Harold McCowat
- Born: Robert Harold McCowat 30 April 1882 Durban, Colony of Natal
- Died: 20 March 1956 (aged 73) Johannesburg, South Africa

Rugby union career
- Position: Wing

Amateur team(s)
- Years: Team / Apps / (Points)
- Glasgow Academicals

Provincial / State sides
- Years: Team / Apps / (Points)
- 1904: Glasgow District
- 1905: Cities District

International career
- Years: Team / Apps / (Points)
- 1905: Scotland / 1 / (0)

= Harold McCowat =

Scotland international rugby union player

Harold McCowat (30 April 1882 – 20 March 1956) was a Scotland international rugby union player.

==Rugby Union career==

===Amateur career===

He played for Glasgow Academicals.

He was in the side that won the Scottish Unofficial Championship of 1903–04 season; and 1904–5 season; and shared the 1902–03 season with Edinburgh University.

===Provincial career===

He played for Glasgow District in 1904 inter-city match. McCowat was due to play for the Provinces against the Cities District in 1905, but he was promoted to the Cities District side.

===International career===

He was capped for Scotland only the once, in 1905. This was in the 1905 Five Nations Championship match against Ireland.

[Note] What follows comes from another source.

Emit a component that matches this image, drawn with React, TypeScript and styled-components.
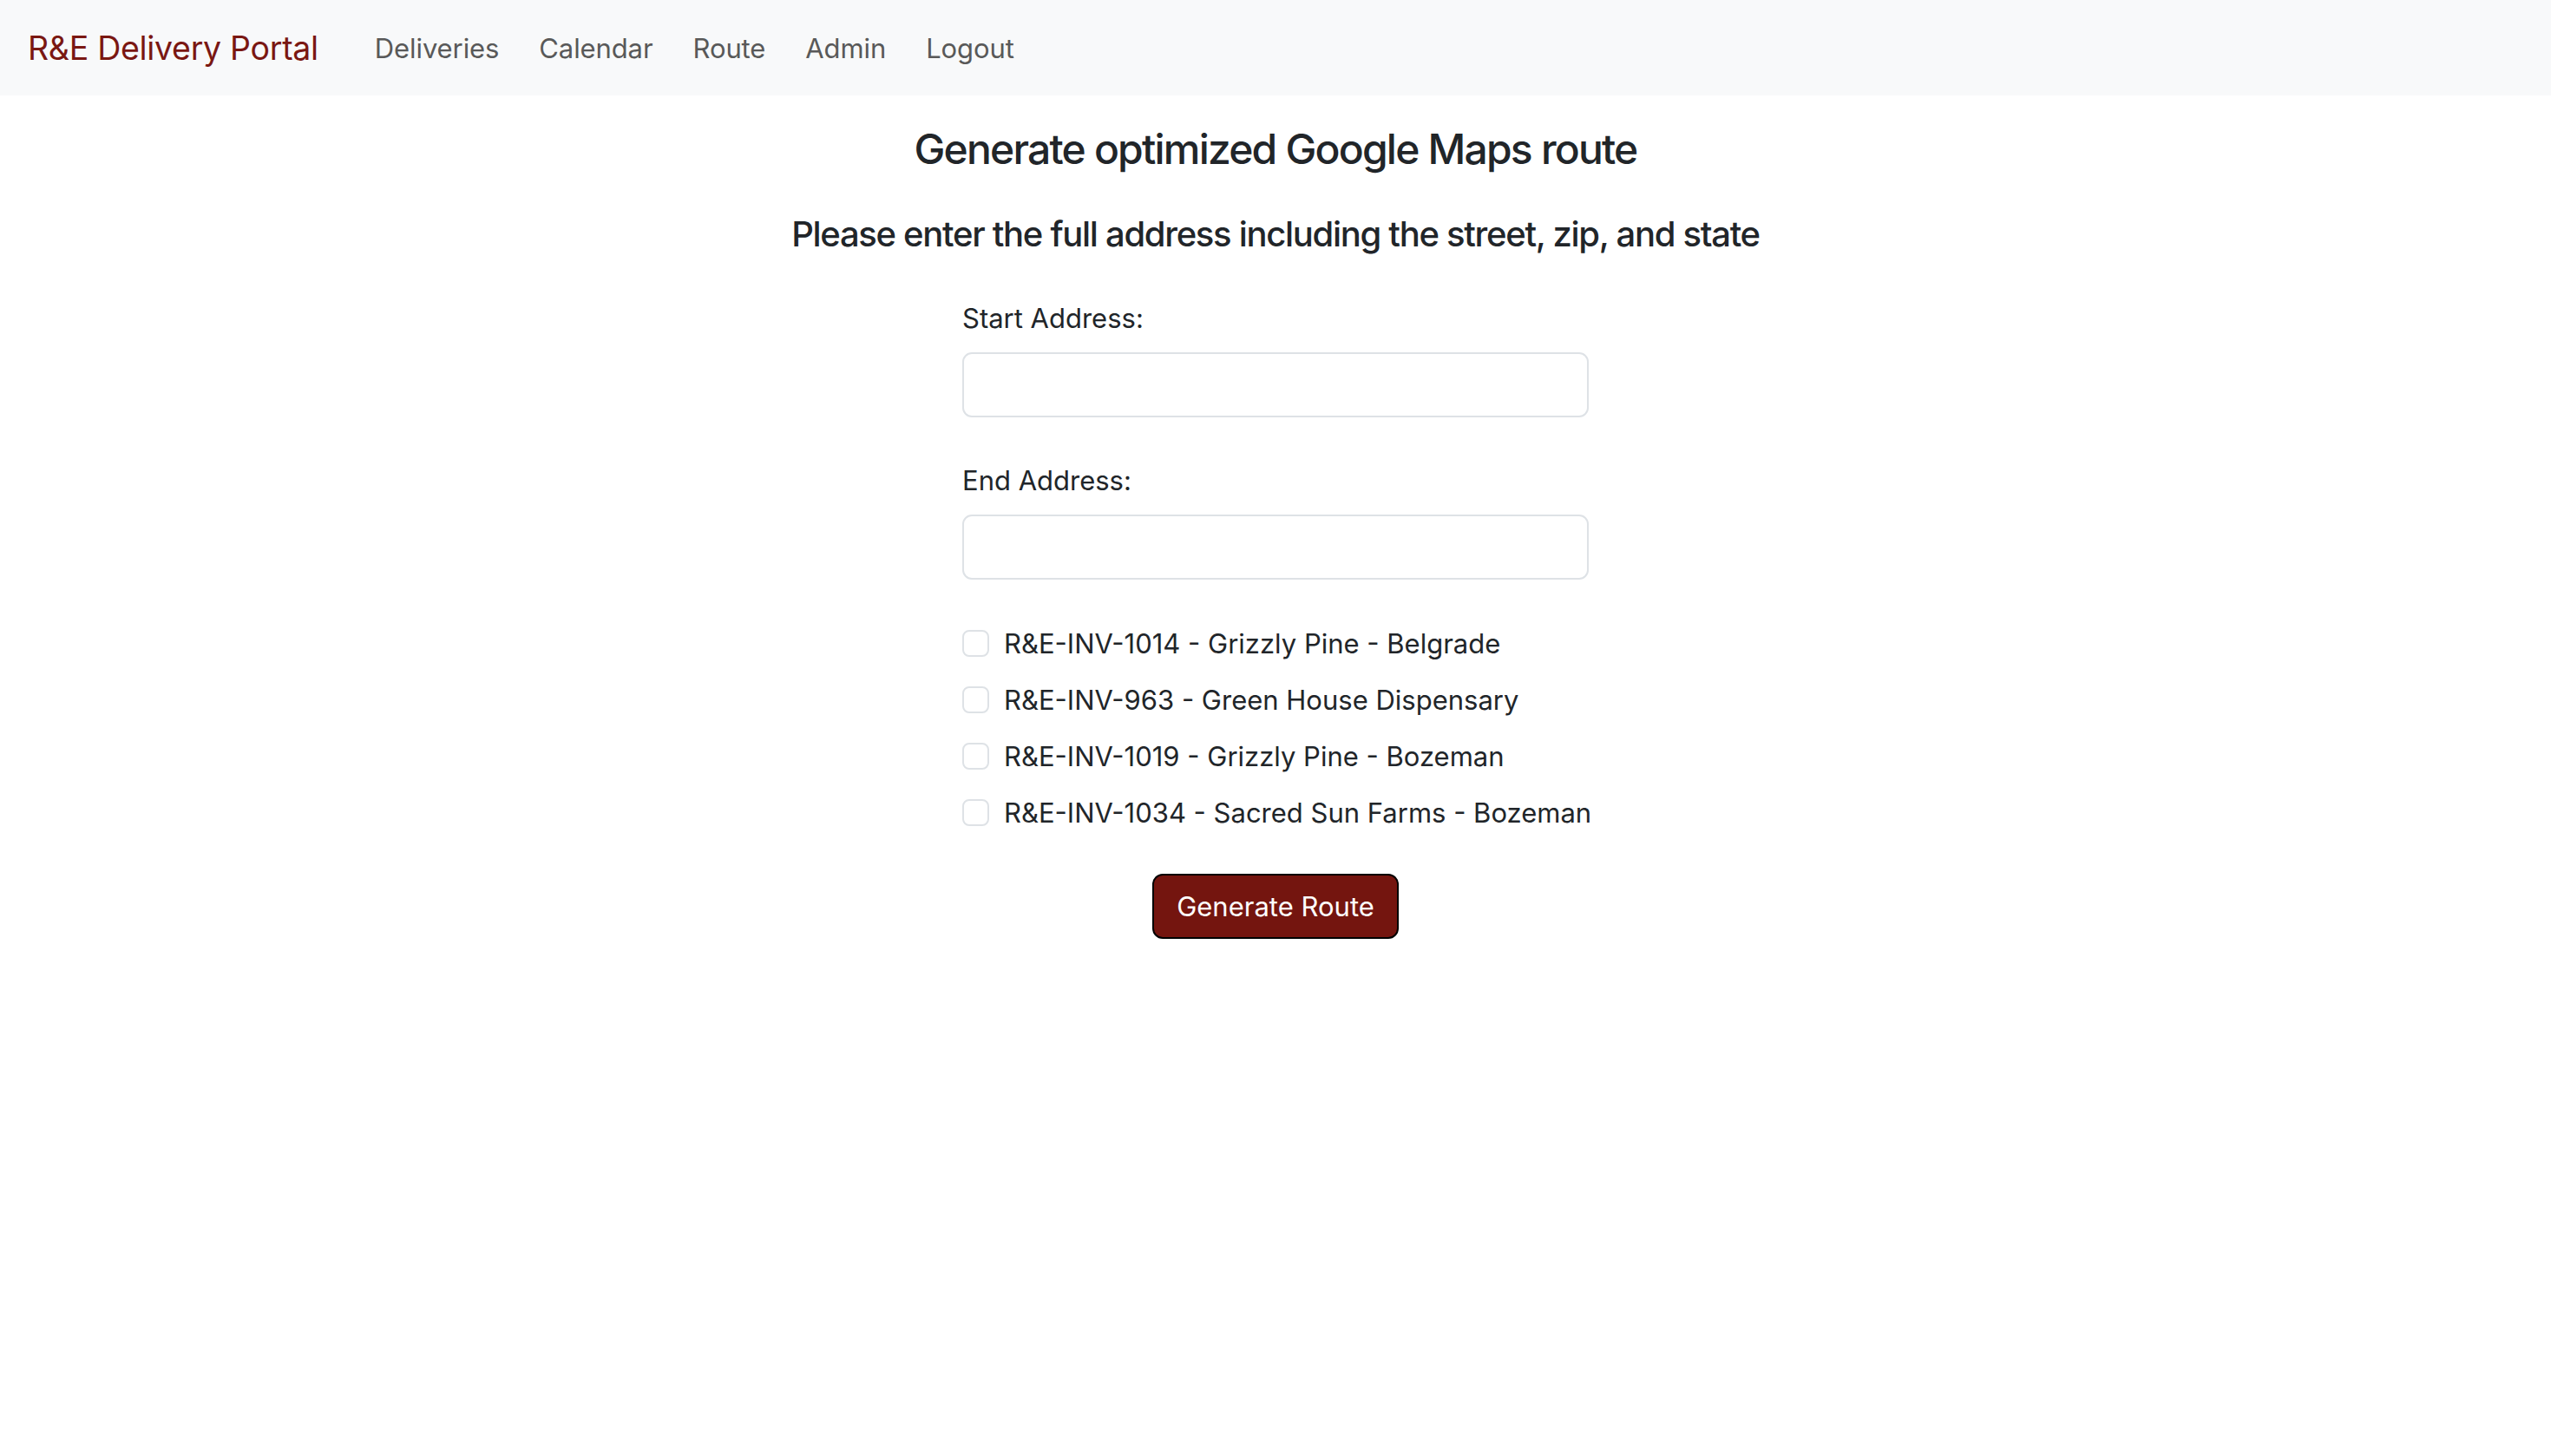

McCowat was noted for his speed. The London Evening Standard of 9 February 1905 noting in the preview to the Ireland match:

McCowat vies with Burt-Marshall of Fettes, for the honour of the fastest wing three in Scotland. He is a splendid runner, and possesses the splendid faculty of always going straight for the line.

==Other sports==

In the West of Scotland Harriers Athletics Event of 1903 at Celtic Park, McCowat representing Glasgow Academicals ran the 120 yard hurdles in the Open event. It was a handicap race and McCowat gave the other competitors as much as a 16 yards and 1 foot advantage. His main rival Murray was giving an advantage of 10 yards and 2 feet. It was reported that McCowat and Murray were neck and neck 4 hurdles from home, McCowat having already made up the difference, but only secured the victory on the line by a few inches.